Albert (Buddy) Earle Mills was born on July 17, 1930 in Dallas, Texas . He was the only son of J. Herman and Olga K. Mills. He had 4 sisters, Ora, Esther, Ramona, and Mary. Buddy graduated from Crozier Tech High School in Dallas, Texas. He also was a member of the Dallas First Assembly of God church.
Buddy was described as a bright eyed, sweet you man, a real jokester. He joined the Army in 1948 after graduation. In July of 1950, he was a member of Company F. 2nd Battalion 5th Calvary Regiment 1st Calvary Division, blocking the Korean People’s Army from advancing along a corridor linking the cities of Taejon and Taegu, South Korea.

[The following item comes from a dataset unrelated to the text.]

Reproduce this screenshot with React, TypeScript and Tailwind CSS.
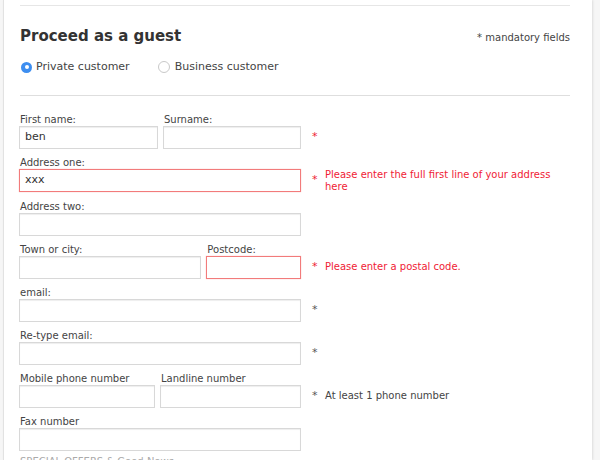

On July 23, 1950, enemy forces attacked American defenses at Yongdong. Mills was reported missing in action on July 25, 1950, as a result of the fighting, when he could not be accounted for in his unit. He was reported as MIA and subsequently KIA when only 26 soldiers returned from the intense battle. He was 20 years old. He was posthumously promoted to Corporal and awarded the Purple Heart and other medals.
His body alongside another soldier’s, was buried on a hillside by the local people. The Army recovered his unidentifiable remains in 1951 and he was ultimately buried as an “unknown soldier” in Hawaii’s National Memorial Cemetery of the Pacific. It was only due to another soldier’s family that his remains were tested and identified in July 2018. After seven decades. Corporal Albert “Buddy” Mills was finally coming home. Mills’ parents and siblings never stopped hoping for the best.
After being told in 1953, that he was presumed Killed in Action the family barely spoke of it afterward, grieving in silence. After the discovery that the body was actually that of Mills, the family would finally close a chapter in his family’s story. His many surviving nieces and nephews have taken great comfort in knowing that “Uncle Buddy” was waiting in Heaven to greet his parents and siblings over the years.
Honor and Remember Nebraska Chapter is pleased to present this flag sponsored by Jim and Cindy Meier to the family of Corporal Albert “Buddy” Earle Mills.